Catkin Clouds

I like Charleston. I really do. But I’m finding I don’t like the catkins around here.

Heck, I didn’t even know what catkins were until recently. Pictured at left, they’re the male part of the pollenation process of oak trees (apparently),  though I know them only as the clouds of seedy pods littering my yard and staining anything they get onto. 

I raked today — must still admit to being peeved about raking leaves in the spring — and I picked up bags of these catkins.  At one point, they were so piled up that I was shoveling them with a snowshovel into trash bags. Gallons and gallons of them.  And of course they puffed away a dusty choking fog of pollen as I did so. Dreadful.

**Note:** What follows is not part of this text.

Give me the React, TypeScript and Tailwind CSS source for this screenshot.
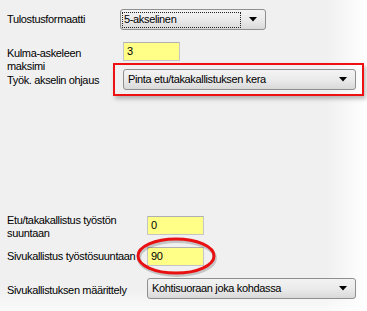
function Caret() {
  return (
    <svg width="8" height="5" viewBox="0 0 8 5" className="shrink-0">
      <path d="M0 0h8L4 4.5z" fill="#000" />
    </svg>
  );
}

function Combo({ value, focused = false, className = "" }: { value: string; focused?: boolean; className?: string }) {
  return (
    <div
      className={`flex h-[21px] items-center rounded-[3px] border border-[#8e8f8f] bg-gradient-to-b from-[#f3f3f3] via-[#ebebeb] to-[#d9d9d9] pr-[8px] ${className}`}
    >
      {focused ? (
        <div className="ml-[1px] flex h-[16px] flex-1 items-center border border-dotted border-[#222] pl-[1px]">
          {value}
        </div>
      ) : (
        <div className="flex-1 pl-[4px]">{value}</div>
      )}
      <div className="ml-[8px]">
        <Caret />
      </div>
    </div>
  );
}

function YellowInput({ value }: { value: string }) {
  return (
    <div className="flex h-[19px] w-[57px] items-center border border-[#c5c5c5] border-t-[#b0b0b0] bg-[#ffff88] pl-[3px]">
      {value}
    </div>
  );
}

export default function App() {
  return (
    <div
      className="relative h-[311px] w-[367px] overflow-hidden bg-[linear-gradient(to_bottom,transparent_93%,rgba(255,255,255,0.75)),linear-gradient(to_right,#f0f0f0_89%,#ffffff)] text-[11px] leading-[13px] tracking-[-0.35px] text-black"
      style={{ fontFamily: '"Liberation Sans", Arial, sans-serif' }}
    >
      <div className="flex flex-col pt-[9px]">
        {/* Tulostusformaatti */}
        <div className="flex h-[21px] items-center">
          <div className="w-[120px] pl-[7px]">Tulostusformaatti</div>
          <Combo value="5-akselinen" focused className="w-[146px]" />
        </div>

        {/* Kulma-askeleen maksimi */}
        <div className="mt-[12px] flex h-[21px] items-start">
          <div className="mt-[5px] w-[123px] pl-[7px]">
            Kulma-askeleen
            <br />
            maksimi
          </div>
          <YellowInput value="3" />
        </div>

        {/* Työk. akselin ohjaus */}
        <div className="flex h-[32px] items-center">
          <div className="mt-[2px] w-[113px] pl-[7px]">Työk. akselin ohjaus</div>
          <div className="w-[251px] border-2 border-[#ee1111] pb-[4px] pl-[8px] pr-[6px] pt-[4px] shadow-[2px_3px_4px_rgba(0,0,0,0.25)]">
            <Combo value="Pinta etu/takakallistuksen kera" className="h-[20px]" />
          </div>
        </div>

        {/* Etu/takakallistus */}
        <div className="mt-[121px] flex h-[19px] items-start">
          <div className="-mt-[2px] w-[147px] pl-[7px]">
            Etu/takakallistus työstön
            <br />
            suuntaan
          </div>
          <YellowInput value="0" />
        </div>

        {/* Sivukallistus työstösuuntaan */}
        <div className="relative mt-[12px] flex h-[19px] items-center">
          <div className="w-[147px] whitespace-nowrap pl-[7px]">Sivukallistus työstösuuntaan</div>
          <YellowInput value="90" />
          <svg
            className="pointer-events-none absolute left-[135px] top-[-12px]"
            width="84"
            height="44"
            viewBox="0 0 84 44"
          >
            <ellipse cx="42" cy="23" rx="38" ry="17" fill="none" stroke="rgba(0,0,0,0.18)" strokeWidth="4" />
            <ellipse cx="41" cy="21" rx="38" ry="17" fill="none" stroke="#e81010" strokeWidth="3" />
          </svg>
        </div>

        {/* Sivukallistuksen määrittely */}
        <div className="mt-[12px] flex h-[21px] items-center">
          <div className="mt-[4px] w-[147px] pl-[7px]">Sivukallistuksen määrittely</div>
          <Combo value="Kohtisuoraan joka kohdassa" className="w-[209px]" />
        </div>
      </div>
    </div>
  );
}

I swear they’re worse this year, too. I remember them last year, but it was nothing like this. And the worst part? As I was raking there were still more falling when the wind blew.

I like our live oaks. No, more than that I love them. But this catkin crap? Not cool, Mother Nature. Not cool at all.


  1. C. E. Bollinger

    I feel your pain, Mike. But it’s the price we pay for acorns. Oaks, like most nut trees, flower and fruit more heavily some years than others. I’m thinking we may be in for a bumper crop of acorns this fall.

    My house sits beneath the shelter of a mighty Northern Red Oak (it’s about 75 feet tall. During big acorn years, the roof is pounded intermittently by falling fruits. The worst of it, of course, comes on windy autumn nights. 🙂

  2. Guess I need to look up how to make acorn flour in advance of the deluge, eh?